Le télescope européen Euclid dévoile quelques résultats préliminaires de ses observations les champs profonds

L’observatoire spatial européen Euclid, en opération scientifique depuis le 14 février 2024, vient de dévoiler sa première publication de données scientifiques, marquant une étape importante dans l’exploration de l’Univers. Cette publication, appelée « Quick-release 1 » (Q1), comprend plus de 30 articles scientifiques basés sur les observations initiales du télescope dans 3 champs de vue.

Les 3 champs d’observation de Q1 et la Lune pour échelle (crédits ESA/Euclid/Euclid Consortium/NASA, image processing by J.-C. Cuillandre, E. Bertin, G. Anselmi).

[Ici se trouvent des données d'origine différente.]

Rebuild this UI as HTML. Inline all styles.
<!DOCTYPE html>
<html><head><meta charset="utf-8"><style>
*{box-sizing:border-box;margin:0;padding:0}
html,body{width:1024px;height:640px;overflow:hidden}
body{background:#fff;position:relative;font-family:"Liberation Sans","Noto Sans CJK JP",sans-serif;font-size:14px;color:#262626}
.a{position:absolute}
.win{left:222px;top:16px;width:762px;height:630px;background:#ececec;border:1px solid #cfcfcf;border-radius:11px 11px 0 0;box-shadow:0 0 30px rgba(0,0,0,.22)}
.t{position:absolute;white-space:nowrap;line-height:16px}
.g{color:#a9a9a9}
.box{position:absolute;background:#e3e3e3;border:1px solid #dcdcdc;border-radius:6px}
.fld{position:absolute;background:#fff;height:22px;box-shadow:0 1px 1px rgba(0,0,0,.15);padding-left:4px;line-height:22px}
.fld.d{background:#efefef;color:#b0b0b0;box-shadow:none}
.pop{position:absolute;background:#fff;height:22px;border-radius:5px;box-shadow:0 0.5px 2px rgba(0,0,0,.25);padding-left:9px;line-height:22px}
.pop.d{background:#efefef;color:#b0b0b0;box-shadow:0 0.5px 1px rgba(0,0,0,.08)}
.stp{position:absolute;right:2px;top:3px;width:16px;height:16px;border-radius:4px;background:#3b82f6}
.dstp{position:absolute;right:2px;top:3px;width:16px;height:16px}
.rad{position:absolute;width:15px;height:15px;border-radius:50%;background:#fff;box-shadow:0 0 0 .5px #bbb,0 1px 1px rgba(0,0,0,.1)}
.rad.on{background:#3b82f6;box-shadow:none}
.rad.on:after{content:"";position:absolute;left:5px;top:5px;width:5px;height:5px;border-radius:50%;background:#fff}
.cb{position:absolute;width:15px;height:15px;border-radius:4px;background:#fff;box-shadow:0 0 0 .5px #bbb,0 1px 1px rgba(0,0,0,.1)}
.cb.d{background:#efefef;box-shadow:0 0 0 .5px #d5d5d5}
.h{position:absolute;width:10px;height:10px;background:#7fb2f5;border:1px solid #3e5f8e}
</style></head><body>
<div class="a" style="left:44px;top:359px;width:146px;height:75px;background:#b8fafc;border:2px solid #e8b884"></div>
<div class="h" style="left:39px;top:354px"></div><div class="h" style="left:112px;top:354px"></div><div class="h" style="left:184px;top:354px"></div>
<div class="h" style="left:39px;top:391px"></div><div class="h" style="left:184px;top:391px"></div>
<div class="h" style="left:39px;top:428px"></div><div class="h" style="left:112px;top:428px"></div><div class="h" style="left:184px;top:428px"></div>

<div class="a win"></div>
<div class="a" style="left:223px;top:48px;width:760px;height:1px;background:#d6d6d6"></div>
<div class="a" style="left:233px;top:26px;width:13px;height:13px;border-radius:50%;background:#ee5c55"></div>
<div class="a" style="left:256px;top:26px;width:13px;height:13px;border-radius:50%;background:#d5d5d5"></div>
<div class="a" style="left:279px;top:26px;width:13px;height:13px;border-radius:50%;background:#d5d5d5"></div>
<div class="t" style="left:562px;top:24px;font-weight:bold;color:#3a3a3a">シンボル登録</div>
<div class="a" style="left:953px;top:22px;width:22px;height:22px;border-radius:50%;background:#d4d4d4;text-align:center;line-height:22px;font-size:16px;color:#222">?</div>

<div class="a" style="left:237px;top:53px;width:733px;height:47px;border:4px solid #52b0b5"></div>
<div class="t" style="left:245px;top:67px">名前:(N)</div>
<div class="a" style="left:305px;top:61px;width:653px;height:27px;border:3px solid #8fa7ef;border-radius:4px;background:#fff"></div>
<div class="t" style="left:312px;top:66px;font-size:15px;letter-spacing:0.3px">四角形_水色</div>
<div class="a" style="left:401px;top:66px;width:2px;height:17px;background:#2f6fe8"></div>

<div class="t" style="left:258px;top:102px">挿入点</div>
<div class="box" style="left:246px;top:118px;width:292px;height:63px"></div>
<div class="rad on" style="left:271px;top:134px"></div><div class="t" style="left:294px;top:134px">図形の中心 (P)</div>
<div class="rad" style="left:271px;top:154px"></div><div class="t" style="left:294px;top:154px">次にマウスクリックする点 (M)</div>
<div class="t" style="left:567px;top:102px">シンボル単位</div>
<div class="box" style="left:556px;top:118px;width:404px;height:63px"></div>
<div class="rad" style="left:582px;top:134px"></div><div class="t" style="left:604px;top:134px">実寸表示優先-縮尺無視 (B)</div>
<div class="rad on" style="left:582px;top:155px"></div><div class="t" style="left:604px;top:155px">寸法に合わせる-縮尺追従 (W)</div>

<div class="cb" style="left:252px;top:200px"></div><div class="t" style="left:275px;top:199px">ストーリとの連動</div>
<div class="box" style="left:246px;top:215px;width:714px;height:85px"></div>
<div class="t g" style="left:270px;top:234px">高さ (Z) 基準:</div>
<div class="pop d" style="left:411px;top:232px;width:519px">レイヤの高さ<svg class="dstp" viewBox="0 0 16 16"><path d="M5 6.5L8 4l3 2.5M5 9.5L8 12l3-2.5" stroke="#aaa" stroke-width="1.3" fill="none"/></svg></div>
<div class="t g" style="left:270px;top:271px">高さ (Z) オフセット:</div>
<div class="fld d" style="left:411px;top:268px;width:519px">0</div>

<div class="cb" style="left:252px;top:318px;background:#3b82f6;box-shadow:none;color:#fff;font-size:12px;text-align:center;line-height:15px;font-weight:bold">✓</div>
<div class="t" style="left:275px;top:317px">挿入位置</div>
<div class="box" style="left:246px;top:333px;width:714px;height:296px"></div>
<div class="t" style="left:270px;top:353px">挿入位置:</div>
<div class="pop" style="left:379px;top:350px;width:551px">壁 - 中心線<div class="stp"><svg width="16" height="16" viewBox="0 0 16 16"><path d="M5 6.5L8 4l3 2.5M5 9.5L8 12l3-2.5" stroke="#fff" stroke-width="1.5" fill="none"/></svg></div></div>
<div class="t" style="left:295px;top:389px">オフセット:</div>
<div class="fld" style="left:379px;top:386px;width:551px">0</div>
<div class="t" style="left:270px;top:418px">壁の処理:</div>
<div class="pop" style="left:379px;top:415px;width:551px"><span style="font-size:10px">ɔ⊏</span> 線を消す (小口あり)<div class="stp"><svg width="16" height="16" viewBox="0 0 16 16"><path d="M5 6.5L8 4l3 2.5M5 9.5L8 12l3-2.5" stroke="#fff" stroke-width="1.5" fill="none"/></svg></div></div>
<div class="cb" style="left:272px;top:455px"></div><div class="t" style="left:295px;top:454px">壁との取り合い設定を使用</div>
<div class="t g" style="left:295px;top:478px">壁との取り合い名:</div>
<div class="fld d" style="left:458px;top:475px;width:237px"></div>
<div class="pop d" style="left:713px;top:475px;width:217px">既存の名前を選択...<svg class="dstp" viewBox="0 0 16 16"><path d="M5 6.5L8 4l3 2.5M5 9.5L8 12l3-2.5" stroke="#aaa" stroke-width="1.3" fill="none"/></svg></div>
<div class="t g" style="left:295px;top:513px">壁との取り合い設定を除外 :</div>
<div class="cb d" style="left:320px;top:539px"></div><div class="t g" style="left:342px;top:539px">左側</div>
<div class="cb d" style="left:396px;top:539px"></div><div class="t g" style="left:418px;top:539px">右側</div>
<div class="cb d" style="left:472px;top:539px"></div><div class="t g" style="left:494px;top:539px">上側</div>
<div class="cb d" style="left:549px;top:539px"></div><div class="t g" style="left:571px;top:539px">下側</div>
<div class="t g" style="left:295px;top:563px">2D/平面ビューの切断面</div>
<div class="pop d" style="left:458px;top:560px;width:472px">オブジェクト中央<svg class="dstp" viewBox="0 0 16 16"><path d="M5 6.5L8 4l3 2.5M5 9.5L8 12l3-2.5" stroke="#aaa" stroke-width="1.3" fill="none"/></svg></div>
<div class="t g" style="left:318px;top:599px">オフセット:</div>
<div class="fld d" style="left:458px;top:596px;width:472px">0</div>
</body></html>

Le relevé spatial de cette publication Q1 couvre 63 degrés carrés du ciel (l’équivalent de plus de 300 fois la surface de la pleine lune). Cela représente seulement 0,45% de la couverture totale du ciel attendue après 6 ans d’activités, environ 14 000 degrés carrés, soit un tiers de la voûte céleste.

Ce graphique montre l’emplacement des champs profonds d’Euclid en jaune en superposition de la carte stellaire du télescope Gaia et de la carte des poussières de Planck de 2014. Le ciel est représenté dans le système de coordonnées galactiques, avec la bande horizontale brillante correspondant au plan de notre galaxie, la Voie lactée, où résident la plupart de ses étoiles (crédit ESA/Euclid/Euclid Consortium/NASA ; ESA/Gaia/DPAC ; ESA/Planck Collaboration)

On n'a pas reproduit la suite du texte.